When the tensions between the demands of dual careers arise, it is easy to opt for the path of least resistance – the historical norm of a career-focused man and family-focused woman – made even harder to resist if the man is few years older, has a career head start, and earns more.

Again, and again I hear stories of amazing, clever women cutting back on their work to take the weight of childcare responsibilities or making sacrifices for their partner’s career progression, but not the other way around. This is not a problem in itself if this is a values-led, conscious and fair decision. But often it’s not. The ‘default’ has not been questioned, examined or critiqued, and the potential long-term costs are not thrashed out.

So, what we can do to increase the chances of women having both a partner and career ambition? Here are some ideas of things you can do to shift this manifestation of gender bias.

Raising our children

Adults involved in raising children – critically unpack, examine and discuss what real gender equality looks like in relationships. Critique the rhetoric with your children and follow though to concrete situations – don’t stop at the idea “Of course I’ll support my wife’s career”, follow through to what that might actually look like. We have to be deliberate and intentional to loosen any unconscious and unspoken expectations like “as long as it doesn’t effect mine”.

Before relationships

Young women:
All women deserve a super-supportive partner no matter what her career ambitions. If all women raise their expectations then it becomes the norm that relationships are more equal. Don’t settle.

I worry that young women, when faced with research like this, immediately think that they can’t have both and thus forgo a relationship for career or forgo career for a relationship. Be wary of that all-or-nothing thinking. You can have both.

And let’s keep working on destigmatising being single – being a wife and mother is not every woman’s dream. There are many forms of relationships and friendships that meet our needs for love, connection, and company that don’t necessarily have a label.

Young men:
Would you hope that your partner would move city for your career advancement? Then you need to be willing to move for their career advancement. Would you ask your partner to take a heavier load at home to support your long hours in order to get that big promotion? Then you need to be willing to take the heavier load at home when they need to work long hours to get their promotion.

Early relationship

Early in a relationship discuss what it actually means to support each other fully. Share each other’s dreams and how you can support each other’s dream to become a reality. Hash out values, preconceptions and expectations regarding your relationship, work, family, children etc. Don’t settle for less than you deserve.

And don’t lose sight of the long game. Your partner may be ahead in their career now, but you’ll never catch up if you don’t keep going.

Already committed

Couples can commit to loosen the operation of gender bias in their relationships.  This requires courage to be vulnerable, ask for what you want, negotiate, and face uncertainty and change. It requires awareness and commitment to change behaviours from their auto-pilot settings. Seek the support of a couples therapist if you need to.

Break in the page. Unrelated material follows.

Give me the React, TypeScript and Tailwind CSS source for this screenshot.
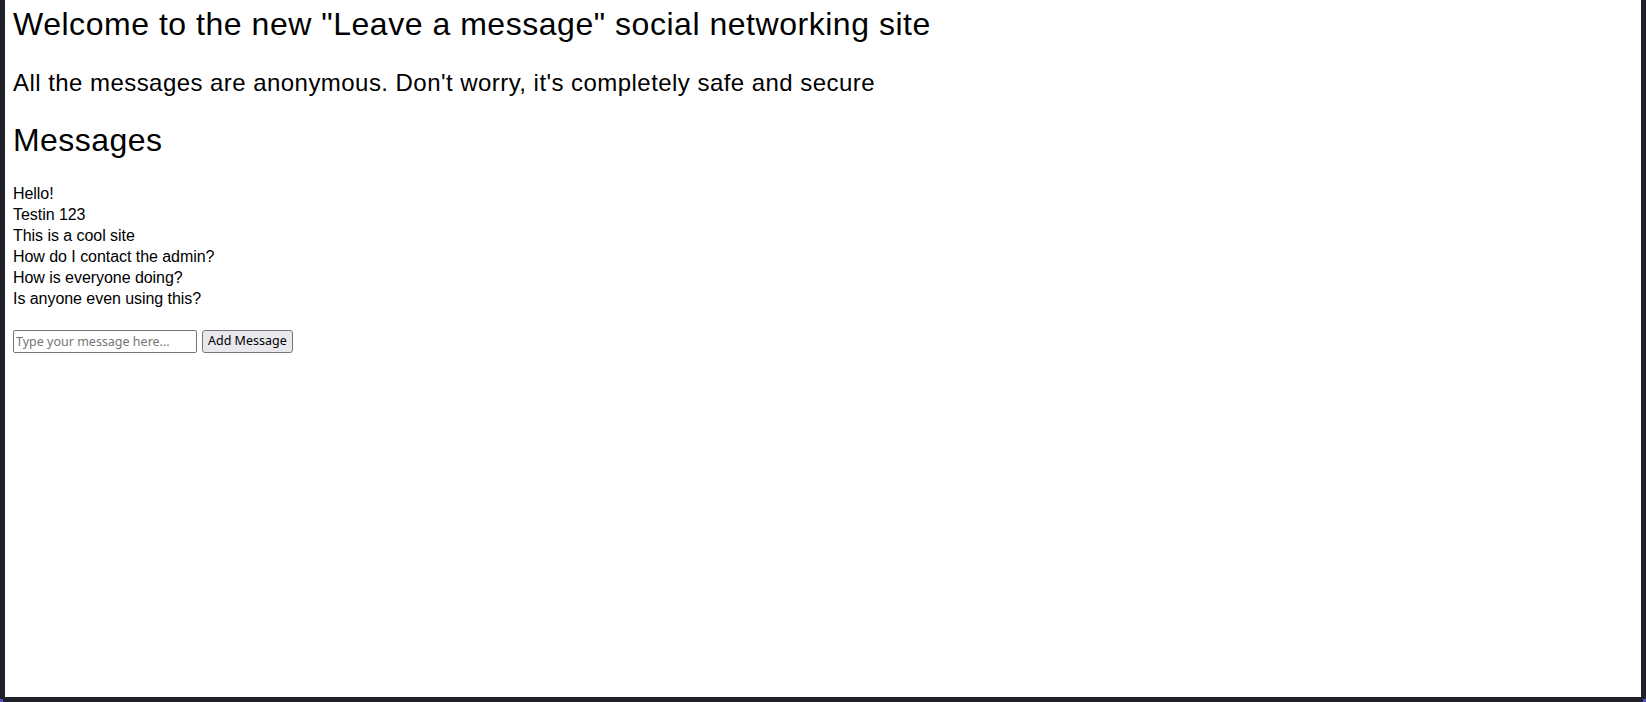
const MESSAGES = [
  'Hello!',
  'Testin 123',
  'This is a cool site',
  'How do I contact the admin?',
  'How is everyone doing?',
  'Is anyone even using this?',
]

export default function App() {
  return (
    <div className="relative h-[702px] w-full bg-[#1f202a] px-[5px] pb-[5px]">
      {/* window frame corners */}
      <span className="absolute bottom-0 left-0 h-[3px] w-[3px] bg-[#5a56c8]" />
      <span className="absolute bottom-0 right-0 h-[3px] w-[3px] bg-[#5a56c8]" />

      <div className="h-full bg-white px-2 pt-[3px] text-black font-['Liberation_Sans',Arial,sans-serif]">
        <h1 className="text-[32px] leading-[42px] tracking-[0.53px]">
          Welcome to the new "Leave a message" social networking site
        </h1>
        <h2 className="mt-[22px] text-[24px] leading-[31px] tracking-[0.45px]">
          All the messages are anonymous. Don't worry, it's completely safe and secure
        </h2>
        <h1 className="mt-[21px] text-[32px] leading-[42px] tracking-[0.45px]">Messages</h1>

        <div className="mt-[22px] text-[16px] leading-[21px] tracking-[-0.05px]">
          {MESSAGES.map((m) => (
            <div key={m}>{m}</div>
          ))}
        </div>

        <form className="mt-[21px] flex items-center gap-[5px] font-['Noto_Sans',sans-serif] text-[12.5px]">
          <input
            type="text"
            placeholder="Type your message here..."
            className="h-[23px] w-[184px] rounded-[2px] border border-[#767676] px-[2px] placeholder:text-[#757575] outline-none"
          />
          <button
            type="button"
            className="h-[23px] rounded-[3px] border border-[#767676] bg-[#e9e9ed] px-[5px] leading-none"
          >
            Add Message
          </button>
        </form>
      </div>
    </div>
  )
}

Unfortunately, the person with the problem is the one who is initially most invested in change. But as Avivah stated in her article, if your partner is not willing to engage, uninterested in “leaning in”, or resistant to seeking help, you should ask yourself why. “What’s keeping you in this team? Are you staying out of love or fear? What is the life-cost?”

I’d love to hear the ways you contribute to fairness in relationships?